I think you could invest more aggressively, but there is a sweet spot between accelerating and then taking on too much risk and regretting it down the line. You know, it's the old adage, it's easy to give the money away, it's the collecting it in where you make your profit. And that is absolutely true in our case. And Gary's gone through the model that we have in the business in terms of growth and returns and all of that. And we believe that's the right model for us. So we probably could push harder. And I think people are asking us that question because they see the impairment rate being lower than our target range. and saying, why don't you push harder and take more risk? And we will do. And I think this year, Gary, we're going to grow the receivables by... Yeah, 150 million. 150 million.

speaker
Gary
Chief Financial Officer

You know, that's not a small amount. That's pretty, you know, really nice growth in each of the three businesses. But, you know, we've... what we've done over the last two years has put us in the position with Poland with the other businesses to actually now as we say put put the accelerator down and grow but it will be you know we're not we're not going to sort of loosen the credit and we don't need to do those things the growth is there through the product enhancements we're doing distribution channels it's it's there for us to take now and so I think yeah as I say we're really well set to do that now.

speaker
Rach
Moderator

Okay. I've got a question here. We've got very good performance on impairments this year and appreciating that we're going to accelerate growth. Do you think that the 14% to 16% impairment rate target is conservative? Is it conservative?

speaker
Gary
Chief Financial Officer

I mean, I think we're probably at the bottom end range of it. I mean, naturally, when you turn from being relatively lowish receivables growth to growing quite strongly, you naturally pick up more impairment because you've got more new customers in the mix. And as everybody knows, you take impairment up front. So we will naturally, even though from our perspective, we're not anticipating credit quality deteriorating, our impairment charge will increase. Now, certainly we wouldn't be expecting to be in the target range next year. But when we're sort of in the middle of our financial model, which we've talked about during 26 into 27, you'd expect the impairment rate to be closer to our target range. And from our perspective, whilst we might be on the lower end of that, We're always looking at the model as a whole. So we're looking at the yield, the cost income ratio, making sure if one's a bit higher than the other one's compensating, et cetera.

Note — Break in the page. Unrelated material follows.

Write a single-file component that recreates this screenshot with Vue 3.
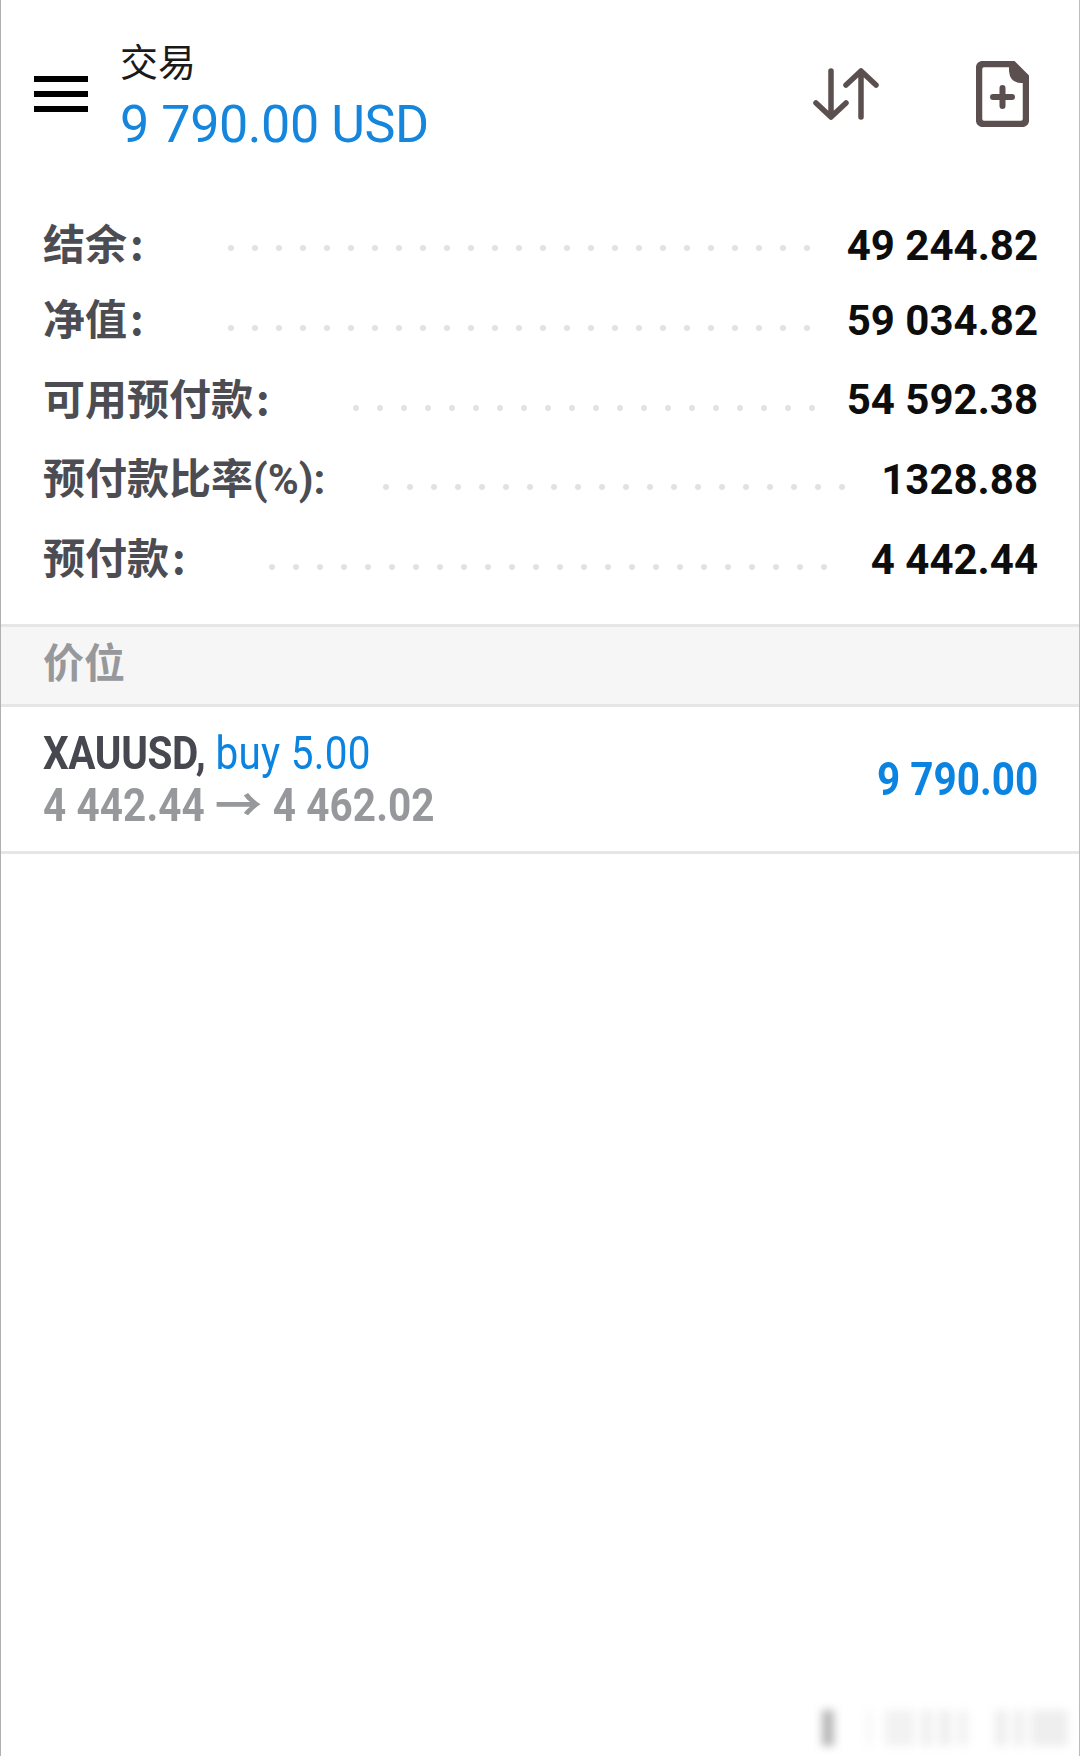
<script setup>
const rows = [
	{ label: '结余', value: '49 244.82', dotsFrom: 228, dots: 25 },
	{ label: '净值', value: '59 034.82', dotsFrom: 228, dots: 25 },
	{ label: '可用预付款', value: '54 592.38', dotsFrom: 353, dots: 20 },
	{ label: '预付款比率', unit: '(%):', value: '1328.88', dotsFrom: 383, dots: 20 },
	{ label: '预付款', value: '4 442.44', dotsFrom: 269, dots: 24 },
]

// blurred watermark in the bottom corner
const smudges = [
	{ x: 41, w: 12, o: 0.42 },
	{ x: 85, w: 6, o: 0.05 },
	{ x: 104, w: 30, o: 0.08 },
	{ x: 140, w: 12, o: 0.09 },
	{ x: 158, w: 12, o: 0.1 },
	{ x: 176, w: 11, o: 0.08 },
	{ x: 214, w: 12, o: 0.1 },
	{ x: 232, w: 12, o: 0.09 },
	{ x: 250, w: 37, o: 0.1 },
]
</script>

<template>
	<div class="page">
		<header class="top">
			<div class="burger"><i></i><i></i><i></i></div>
			<div class="heading">
				<div class="title">交易</div>
				<div class="profit">9 790.00 USD</div>
			</div>
			<svg class="sort" width="70" height="58" viewBox="0 0 70 58" fill="none" stroke="#5b4f4f" stroke-width="5.5" stroke-linecap="round" stroke-linejoin="round">
				<path d="M20 6V52M5 38L20 52L35 38" />
				<path d="M50 52V6M35 20L50 6L65 20" />
			</svg>
			<svg class="add" width="53" height="66" viewBox="0 0 53 66" fill="none">
				<path d="M37 3H8Q3 3 3 8V58Q3 63 8 63H45Q50 63 50 58V16Z" stroke="#5b4f4f" stroke-width="6.5" stroke-linejoin="round" />
				<path d="M36 1L52 17V22H45Q34 22 33 10V1Z" fill="#5b4f4f" />
				<path d="M26.5 27V45M17 36H36" stroke="#5b4f4f" stroke-width="6" stroke-linecap="round" />
			</svg>
		</header>

		<section class="summary">
			<div v-for="row in rows" :key="row.label" class="row">
				<span class="label" :style="{ width: row.dotsFrom - 43 + 'px' }">{{ row.label }}<span v-if="row.unit" class="unit">{{ row.unit }}</span><span v-else class="colon">:</span></span>
				<span class="dots"><i v-for="n in row.dots" :key="n"></i></span>
				<span class="value">{{ row.value }}</span>
			</div>
		</section>

		<div class="band">价位</div>

		<div class="position">
			<div class="lines">
				<div class="line"><b>XAUUSD,</b> <span class="side">buy 5.00</span></div>
				<div class="line prices">4 442.44 <span class="arrow">→</span> 4 462.02</div>
			</div>
			<div class="total">9 790.00</div>
		</div>

		<div class="mark">
			<i v-for="s in smudges" :key="s.x" :style="{ left: s.x + 'px', width: s.w + 'px', opacity: s.o }"></i>
		</div>
	</div>
</template>

<style>
html,
body {
	margin: 0;
	background: #fff;
}
</style>

<style scoped>
.page {
	position: relative;
	box-sizing: border-box;
	width: 1080px;
	height: 1756px;
	overflow: hidden;
	background: #fff;
	border-left: 1px solid #b0b0b0;
	border-right: 1px solid #bcbcbc;
	font-family: Roboto, 'Noto Sans CJK SC', sans-serif;
}

.top {
	display: flex;
	align-items: center;
	height: 188px;
	padding-left: 33px;
}

.burger {
	display: flex;
	flex-direction: column;
	gap: 9px;
	width: 54px;
	margin-right: 32px;
}

.burger i {
	display: block;
	height: 6px;
	background: #000;
}

.heading {
	flex: 1;
	padding-top: 8px;
}

.title {
	font-size: 38px;
	line-height: 44px;
	margin-bottom: 10px;
	color: #1a1a1a;
}

.profit {
	font-size: 52px;
	line-height: 60px;
	color: #1586dc;
	letter-spacing: -0.4px;
}

.sort {
	margin-right: 95px;
}

.add {
	margin-right: 50px;
}

.summary {
	padding: 22px 41px 25px 42px;
}

.row {
	display: flex;
	align-items: center;
	height: 80px;
}

.row:first-child {
	height: 70px;
}

.row:nth-child(3) {
	height: 79px;
}

.label {
	flex: none;
	font-family: 'Noto Sans CJK SC', sans-serif;
	font-size: 42px;
	font-weight: 700;
	line-height: 56px;
	margin-top: -6px;
	color: #4c4d53;
	white-space: nowrap;
}

.row:nth-child(4) .label {
	margin-top: -2px;
}

.colon {
	margin-left: 3px;
}

.unit {
	font-family: Roboto, sans-serif;
}

.dots {
	display: flex;
	gap: 18px;
	margin-top: 16px;
}

.row:first-child .dots {
	margin-top: 6px;
}

.dots i {
	width: 6px;
	height: 6px;
	border-radius: 50%;
	background: #e2e2e2;
}

.value {
	margin-left: auto;
	font-size: 42px;
	font-weight: 700;
	color: #0d0d0d;
	white-space: nowrap;
}

.band {
	box-sizing: border-box;
	height: 83px;
	padding: 0 42px 6px;
	background: #f6f6f6;
	border-top: 3px solid #e6e6e6;
	border-bottom: 3px solid #e6e6e6;
	font-size: 41px;
	font-weight: 700;
	line-height: 74px;
	color: #96989b;
}

.position {
	display: flex;
	align-items: center;
	justify-content: space-between;
	box-sizing: border-box;
	height: 147px;
	padding: 0 41px 0 42px;
	border-bottom: 3px solid #e6e6e6;
}

.line {
	height: 52px;
	font-size: 46px;
	line-height: 52px;
	white-space: nowrap;
	transform: scaleX(0.88);
	transform-origin: left;
}

.line b {
	letter-spacing: -0.4px;
	color: #47484f;
}

.side {
	letter-spacing: 0.3px;
	color: #0a84e0;
}

.prices {
	font-weight: 700;
	letter-spacing: 0.1px;
	color: #96989b;
}

.arrow {
	display: inline-block;
	margin: 0 4px;
	transform: scaleX(1.17);
}

.total {
	font-size: 46px;
	font-weight: 700;
	color: #0a84e0;
	transform: scaleX(0.88);
	transform-origin: right;
}

.mark {
	position: absolute;
	left: 780px;
	top: 1708px;
	width: 290px;
	height: 38px;
	filter: blur(4px);
}

.mark i {
	position: absolute;
	top: 2px;
	bottom: 0;
	background: #555;
}
</style>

So no intention of changing the targets. And one other thing that I will mention is clearly In 2024, Mexico didn't grow to the extent that we wanted, as we've discussed. And clearly, Mexico has got a higher impairment rate. And as we grow the Mexican business again through 2024, we're expecting strong growth both there and in digital businesses. That picks up a higher impairment charge. So naturally, your impairment charge goes up, even though the credit quality is still the same.

speaker
Rach
Moderator

Okay, back over to Mexico, but this time we've been asked about the peso-related FX losses. Are there any plans to try and reduce that risk going forward?

speaker
Gary
Chief Financial Officer

There's no plans to try and reduce the risk. I think what people have to accept is that for the previous two years, we gained quite substantially. And I think if you look overall, we're still on the right side of that. And we obviously hedge in our local businesses because we match the assets and liabilities. But as a multinational group, we don't hedge the equity that sits at the center. But I think if you look over 10, 15, 20 years, whilst you do get some ups and downs, it always sort of balances out pretty much at the end.

speaker
Rach
Moderator

Okay. And another one actually on funding. The current bond could be called in 2026. Would you plan to do so given where it's trading at the moment?

speaker
Gary
Chief Financial Officer

Probably yes, but clearly there's quite a lot of water to flow under the bridge before then. We're really pleased with the Eurobond. We've got a really great set of investors and so that's pretty much in the future. I think before then we've got lots of other great opportunities to supplement our funding. Take the point, I mean clearly we've obviously got the stub of the old Eurobond still outstanding, that might be something we'd look at first, but we're always looking at the funding plan as we move forward.

speaker
Gerard
Chief Executive Officer

And where it's trading, hopefully it's putting down a marker for anybody else that says, you know, this business warrants a better coupon on this than what we're currently paying.

speaker
Rach
Moderator

I think that's what's important to us. Is the shortfall in revenue compared with the prior year purely related to home credits in Poland? Yeah, predominantly.

speaker
Gary
Chief Financial Officer

It's certainly by far the biggest factor. I mean you've got to look at it on a constant exchange rate basis because clearly relatively we've lost revenue in Hungary and Mexico with the weakening of the currencies. But fundamentally when you're looking at the revenue yield, yes there's been some small changes in digital because of some small rate caps. Mexico home credit is purely about the mix of business. In Europe it's really centered around the fact that we've adapted to the new rate cap on credit cards in Poland.

speaker
Rach
Moderator

And then this is our final question, looking at growth again. What are the ambitions for IPF Digital in Australia?

speaker
Gerard
Chief Executive Officer

Well I think this one I think I mentioned earlier we probably will come back to this more towards the half year but I and a number of my colleagues went out to Australia last year and we spent some time there and in fact it wasn't time spent talking to our own business it was time talking to lots of market participants and we came back very strongly of the view that there is a huge opportunity for us in Australia and What it's probably about really is brand building. Our customers that deal with us at the moment really like the business. They like the product. All the surveys are really very, very positive. We probably just need to up our spend to get our name higher up that list when people are thinking, I want to borrow some money. Who should I go to? and our name should appear near the top of that list. So I would say give us a little bit of time there. We're working our way through the plans and we'll probably talk about it more at the half year. But in terms of opportunity, it's substantial.

speaker
Rach
Moderator

Great. That's it for today.

speaker
Gerard
Chief Executive Officer

Well, that was a good list, wasn't it? Yeah. Okay. Thank you, guys. So thank you from us. Thank you for spending your time talking with us this morning. It's a really positive set of results. The balance sheet is in a great position. We've carried really good momentum into 2025, and we look forward to catching up with you all again shortly to talk about our results for the year ahead. Thanks for now.